Heard says online 'hate and vitriol' during Depp trial not 'fair'
LOS ANGELES — Amber Heard said the "hate and vitriol" she suffered on social media during her libel trial against Johnny Depp was not "fair," but insisted in an interview released Monday she did not blame the jury for largely siding with her ex-husband.
After a six-week legal tussle between the former Hollywood power couple, a United States (US) jury awarded Depp more than US$10 million (S$13.9 million) in damages for defamation, in contrast to just US$2 million for Heard who had counter-sued.
The case, live-streamed to millions, featured lurid and intimate details about the celebrities' private lives, and Heard was targeted by countless social media posts and internet memes throughout.

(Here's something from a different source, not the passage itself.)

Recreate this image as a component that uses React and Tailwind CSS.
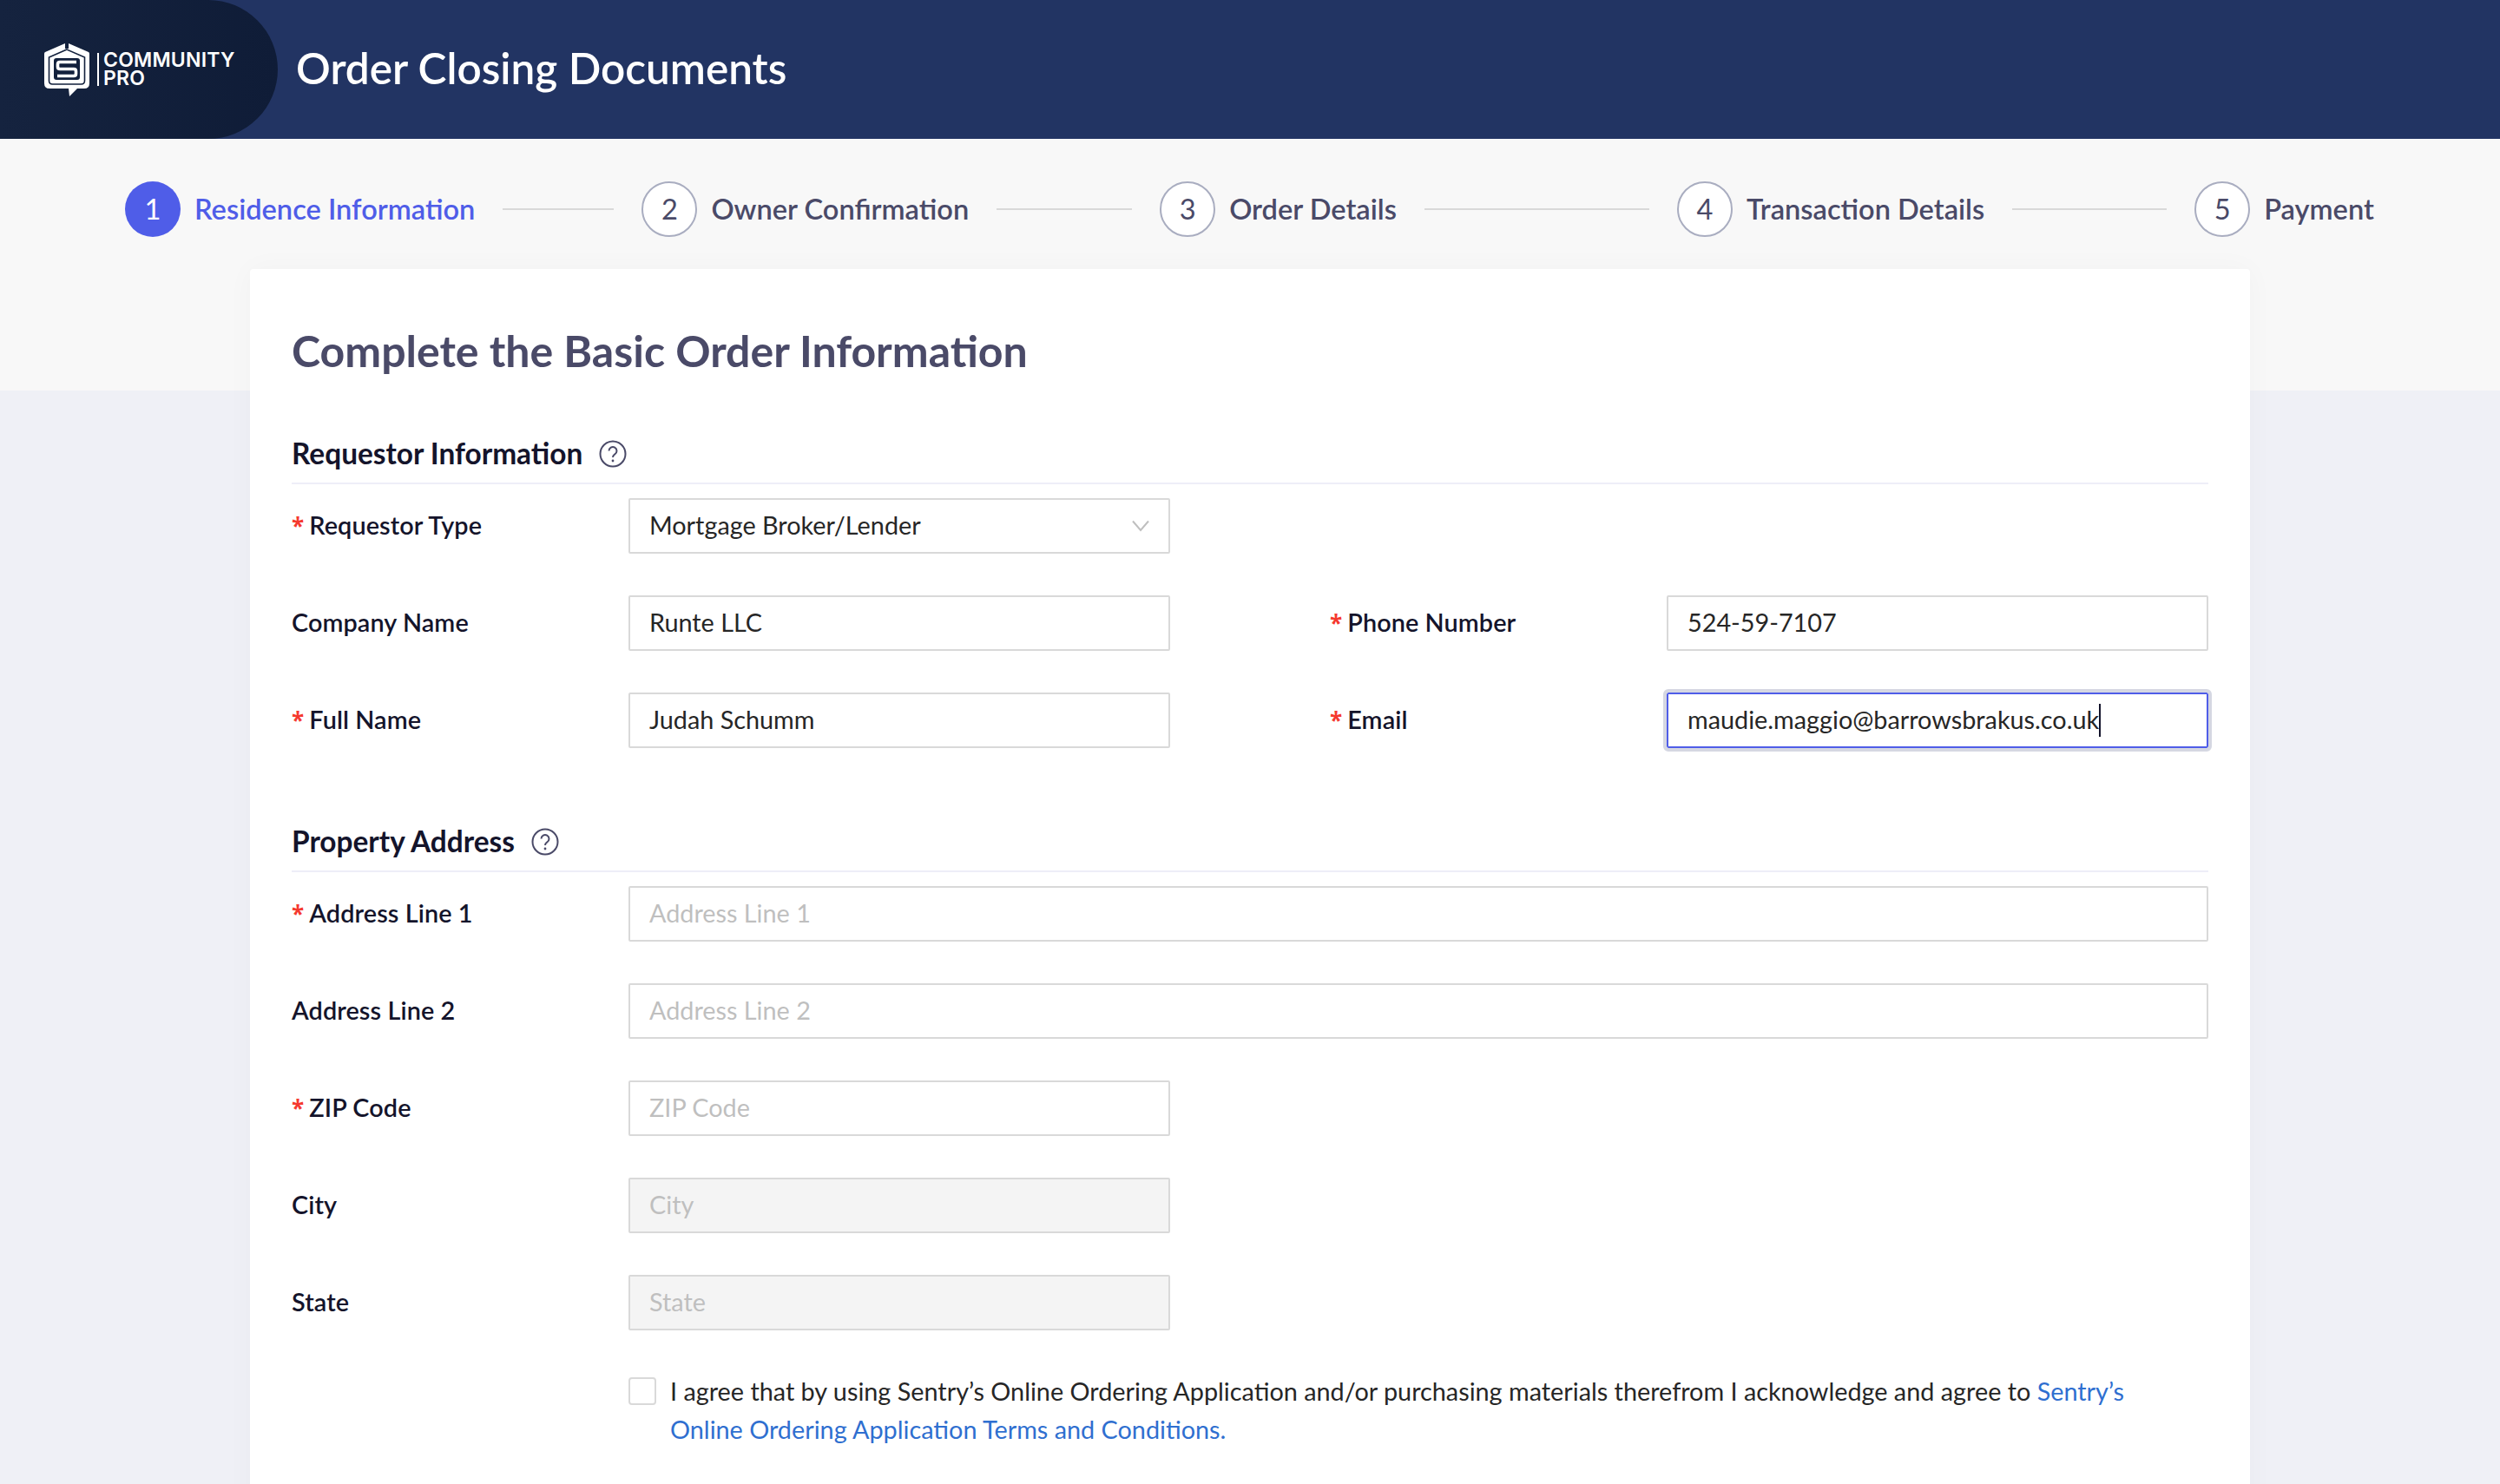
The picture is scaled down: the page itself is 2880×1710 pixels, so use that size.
const font = "font-['Lato','Noto_Sans',sans-serif]";

const steps = [
  { n: 1, label: 'Residence Information', line: 'w-[128px]' },
  { n: 2, label: 'Owner Confirmation', line: 'w-[156px]' },
  { n: 3, label: 'Order Details', line: 'w-[259px]' },
  { n: 4, label: 'Transaction Details', line: 'w-[178px]' },
  { n: 5, label: 'Payment' },
];

const Logo = () => (
  <div className="flex items-center">
    <svg width="54" height="63" viewBox="0 0 54 63" fill="none">
      <path d="M25 1 L2 11 Q1 11.500 1 13 V47 Q1 53 7 53 H29 L30 62 L39 53 H47 Q53 53 53 47 V13 Q53 11.500 52 11 L29 1 V7 H25 Z" fill="#fff" />
      <path d="M27 8 L6.500 17 V44 Q6.500 48 10.500 48 H43.500 Q47.500 48 47.500 44 V17 Z" stroke="#12203c" strokeWidth="1.6" />
      <rect x="12" y="18" width="30" height="25" rx="3" fill="#12203c" />
      <path d="M38 22.500 H19 Q16.500 22.500 16.500 25 V28 Q16.500 30.500 19 30.500 H35 Q37.500 30.500 37.500 33 V36 Q37.500 38.500 35 38.500 H16" stroke="#fff" strokeWidth="3.600" />
    </svg>
    <div className="w-[2px] h-[38px] bg-white ml-[8px] mr-[5px]" />
    <div className="font-['Inter',sans-serif] font-semibold text-white text-[23px] leading-[21px] tracking-[0.2px]">
      <div>COMMUNITY</div>
      <div>PRO</div>
    </div>
  </div>
);

const Help = () => (
  <svg width="32" height="32" viewBox="0 0 32 32" fill="none" className="ml-[19px]">
    <circle cx="16" cy="16" r="14.5" stroke="#4a4a68" strokeWidth="2" />
    <path d="M11.500 12.500 a4.500 4.500 0 1 1 6.800 3.900 c-1.500 .9 -2.300 1.700 -2.300 3.600" stroke="#4a4a68" strokeWidth="2" />
    <circle cx="16" cy="24" r="1.400" fill="#4a4a68" />
  </svg>
);

const Field = ({ label, required, value, placeholder, disabled, focused, select, wide }) => (
  <div className="flex items-center">
    <div className="w-[388px] pb-[1px] text-[28.800px] tracking-[0.1px] font-semibold text-[#14142b]">
      {required && <span className="font-['Open_Sans',sans-serif] text-[#f5392f] mr-[6px] font-bold text-[26px]">*</span>}
      {label}
    </div>
    <div
      className={`h-[64px] flex items-center justify-between px-[22px] pb-[1px] text-[28.800px] border-2 rounded-[2px] ${wide ? 'w-[1820px]' : 'w-[624px]'} ${focused ? 'border-[#4f5de8] outline-4 outline-[#d5d7e2]' : 'border-[#d9d9d9]'} ${disabled ? 'bg-[#f4f4f4]' : 'bg-white'} ${value ? 'text-[#262626]' : 'text-[#bfbfbf]'}`}
    >
      <span className="flex items-center">
        {value || placeholder}
        {focused && <span className="w-[2px] h-[38px] bg-[#14142b]" />}
      </span>
      {select && (
        <svg width="20" height="14" viewBox="0 0 20 14" fill="none">
          <path d="M1 1.500 L10 12 L19 1.500" stroke="#bfbfbf" strokeWidth="2" />
        </svg>
      )}
    </div>
  </div>
);

const SectionTitle = ({ children }) => (
  <div className="flex items-center h-[66px] pb-[3px] border-b-2 border-[#eeeef8] text-[33.400px] font-bold text-[#14142b]">
    {children}
    <Help />
  </div>
);

export default function App() {
  return (
    <div className={`${font} h-[1710px] overflow-hidden bg-[#eff0f6]`}>
      <header className="h-[160px] bg-[#223463] flex items-center">
        <div className="w-[320px] h-full rounded-r-[160px] bg-gradient-to-r from-[#15233f] to-[#0f1c37] flex items-center pl-[50px]">
          <Logo />
        </div>
        <h1 className="ml-[21px] -mt-[3px] text-[49.500px] font-semibold text-white">Order Closing Documents</h1>
      </header>

      <div className="h-[290px] bg-[#f8f8f8] pt-[49px] px-[144px]">
        <div className="flex items-center whitespace-nowrap">
          {steps.map((s) => (
            <div key={s.n} className="flex items-center">
              <div className={`w-[64px] h-[64px] shrink-0 rounded-full flex items-center justify-center text-[32.600px] ${s.n === 1 ? 'bg-[#4f5de8] text-white' : 'bg-white border-2 border-[#a9adc0] text-[#4a4a68]'}`}>
                {s.n}
              </div>
              <div className={`ml-[16px] text-[32.600px] font-semibold ${s.n === 1 ? 'text-[#4f5de8]' : 'text-[#4a4a68]'}`}>{s.label}</div>
              {s.line && <div className={`${s.line} shrink-0 h-[2px] bg-[#d9d9d9] mx-[32px]`} />}
            </div>
          ))}
        </div>
      </div>

      <main className="relative mx-[288px] -mt-[140px] h-[1600px] rounded-t-[4px] bg-white px-[48px] pt-[62px] shadow-[0_0_32px_rgba(0,0,0,0.03)]">
        <h2 className="text-[50px] leading-[64px] font-bold text-[#4a4a68]">Complete the Basic Order Information</h2>

        <div className="mt-[56px]">
          <SectionTitle>Requestor Information</SectionTitle>
        </div>
        <div className="mt-[16px] grid grid-cols-[1196px_1fr] gap-y-[48px]">
          <Field required label="Requestor Type" value="Mortgage Broker/Lender" select />
          <div />
          <Field label="Company Name" value="Runte LLC" />
          <Field required label="Phone Number" value="524-59-7107" />
          <Field required label="Full Name" value="Judah Schumm" />
          <Field required label="Email" value="maudie.maggio@barrowsbrakus.co.uk" focused />
        </div>

        <div className="mt-[77px]">
          <SectionTitle>Property Address</SectionTitle>
        </div>
        <div className="mt-[16px] flex flex-col gap-y-[48px]">
          <Field required label="Address Line 1" placeholder="Address Line 1" wide />
          <Field label="Address Line 2" placeholder="Address Line 2" wide />
          <Field required label="ZIP Code" placeholder="ZIP Code" />
          <Field label="City" placeholder="City" disabled />
          <Field label="State" placeholder="State" disabled />
        </div>

        <div className="mt-[48px] ml-[388px] flex items-start">
          <div className="w-[32px] h-[32px] shrink-0 mt-[6px] border-2 border-[#d9d9d9] rounded-[4px] bg-white" />
          <p className="ml-[16px] text-[28.800px] leading-[44px] text-[#262626]">
            I agree that by using Sentry’s Online Ordering Application and/or purchasing materials therefrom I acknowledge and agree to{' '}
            <span className="text-[#2f6fd0]">Sentry’s<br />Online Ordering Application Terms and Conditions.</span>
          </p>
        </div>
      </main>
    </div>
  );
}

"I don't presume the average person should know those things," Heard told NBC in her first major interview since the verdict. "And so I don't take it personally."
"But even somebody who is sure I'm deserving of all this hate and vitriol, even if you think that I'm lying, you still couldn't look me in the eye and tell me that you think on social media there's been a fair representation."
"You cannot tell me that you think that this has been fair," she said in a clip from the interview, which airs in full on NBC News' Dateline on Friday.
Depp sued Heard over a Washington Post op-ed in which she did not name him, but described herself as a "public figure representing domestic abuse." Heard counter-sued after Depp's lawyer described her abuse claims as a "hoax."
Online public opinion during the trial appeared to come down heavily on Depp's side, and Heard's lawyers accused his legal team of working to "demonize" her.
Heard's attorney Elaine Bredehoft has said the "Aquaman" star wants to appeal the verdict.
"How could they make a judgement, how could they not come to that conclusion?" Heard asked in the interview.
"I don't blame them. I actually understand he's a beloved character. And people feel they know him. He's a fantastic actor.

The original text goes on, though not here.